Date: 2006-07-07 02:14 pm (UTC)
From: [identity profile] ksta.livejournal.com
yer but, england is as mixed as france, for instance. I personally don't believe it is an 'open-source' identity. I think there is an english core nation, although they themselves were the result of anglo-saxon invasions. Maybe that would be more like open-source, I don't know. Maybe I have misunderstood the term.

Again, look at poland, trampled over for centuries, conquered and divided up by many nations. It's true there isn't much immigration there yet, but certainly there is mixing from around its present borders.

(no subject)

Date: 2006-07-07 02:30 pm (UTC)
From: [identity profile] kineticfactory.livejournal.com
There have been sets of English values/attributes identified (which have included everything from a belief in "fair play" and a dislike for abstract ideas to a polite hypocrisy and a social inhibition curable only by drinking alcohol, as well as the obvious fondness for tea), and books written about them (such as Kate Fox' "Watching the English" and Jeremy Paxman's "The English"). However, Englishness is attainable by anyone who adopts these values, or at least by their children. (Contrast this to, say, Japaneseness; there are people born in Japan whose grandparents immigrated from Korea who are not, legally or culturally, considered Japanese.)

America is an even more extreme case of open national identity; it's a country of immigrants. Anyone who immigrates can become American simply by adopting the national values. The child of immigrants is, to all intents and purposes, as American as a descendent of Mayflower immigrants.

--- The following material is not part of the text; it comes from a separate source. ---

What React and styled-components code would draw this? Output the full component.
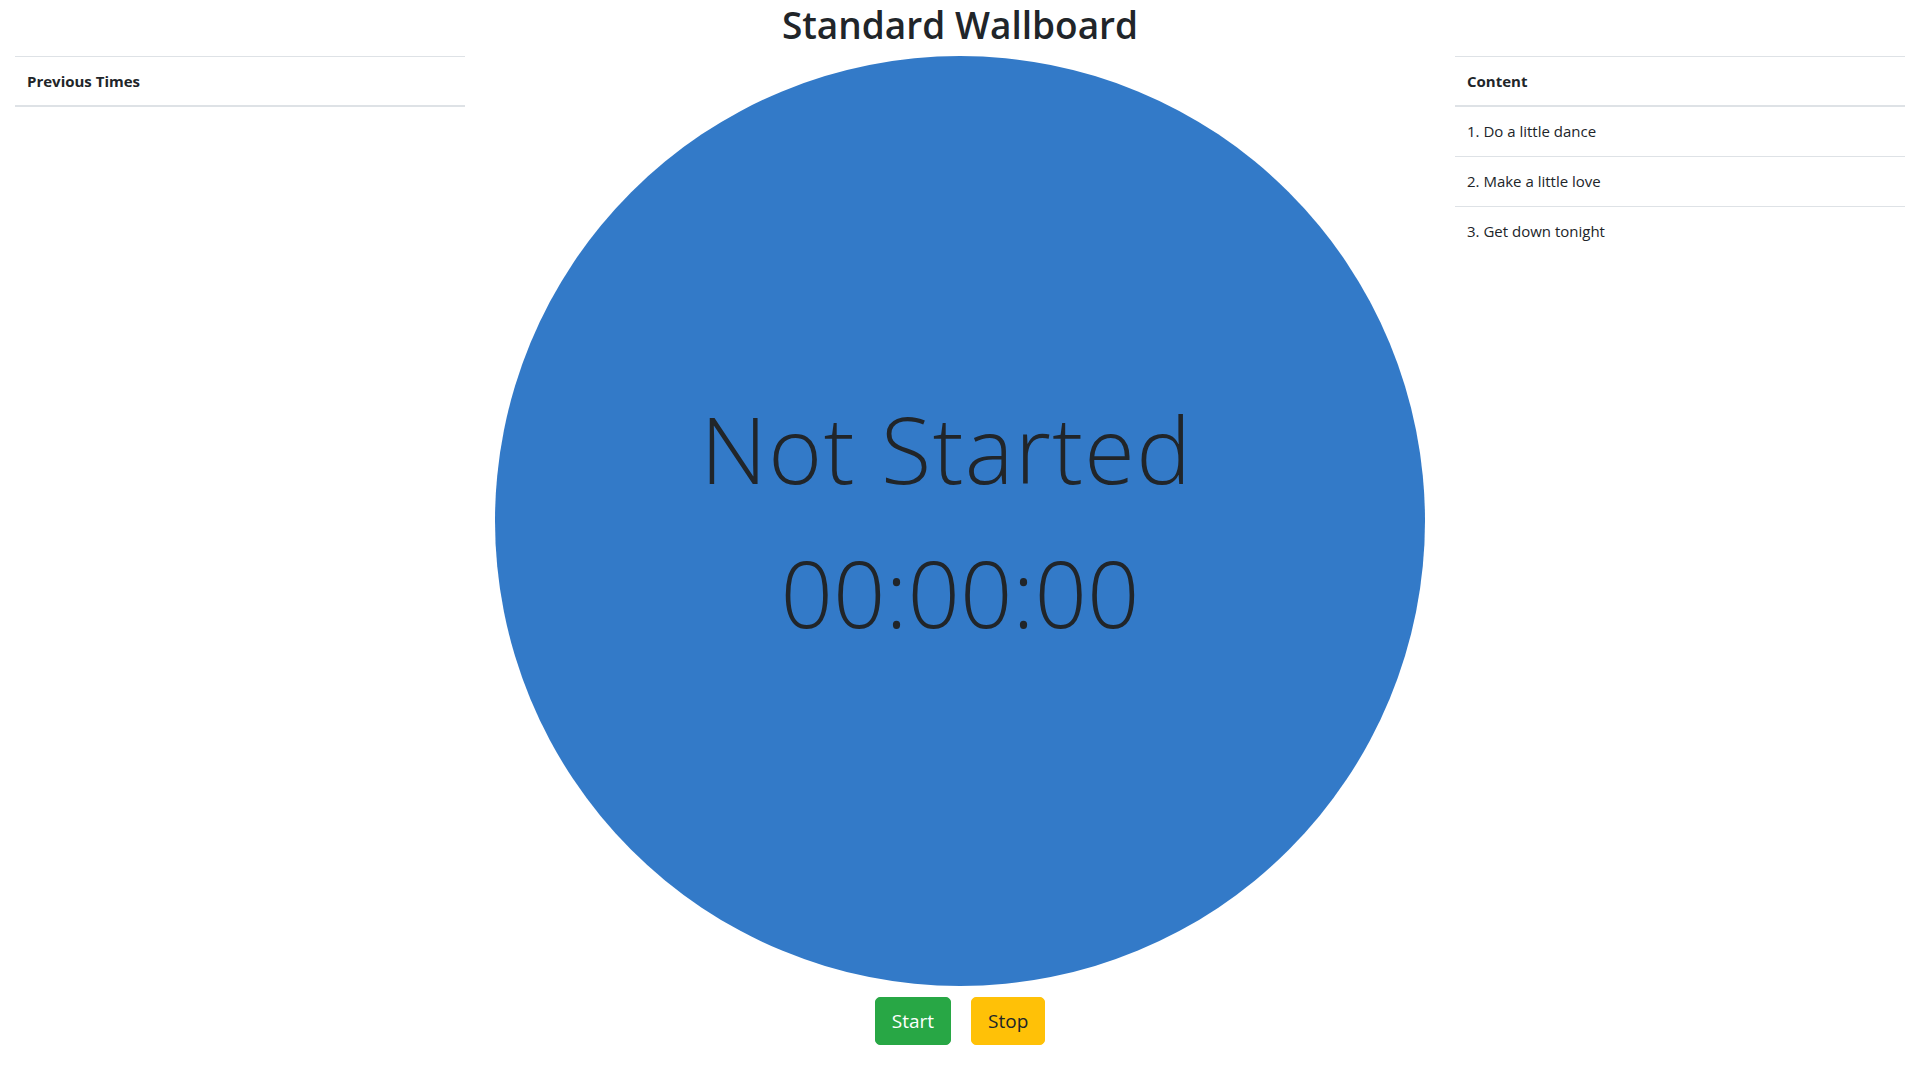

As for Poland, it is somewhat more of an ethnically- and culturally-homogeneous monoculture than Britain. While there are shared aspects of culture with neighbouring countries, the Poles consider themselves more of a volk than the English do. This undoubtedly has something to do with the fact that, while England had a global empire, Poland's influences were largely confined to its region. The fact that Poland often bore the brunt of aggression by its neighbours (the partitions, various wars) has undoubtedly strengthened a defensive nationalism and more of a distrust of foreign influence.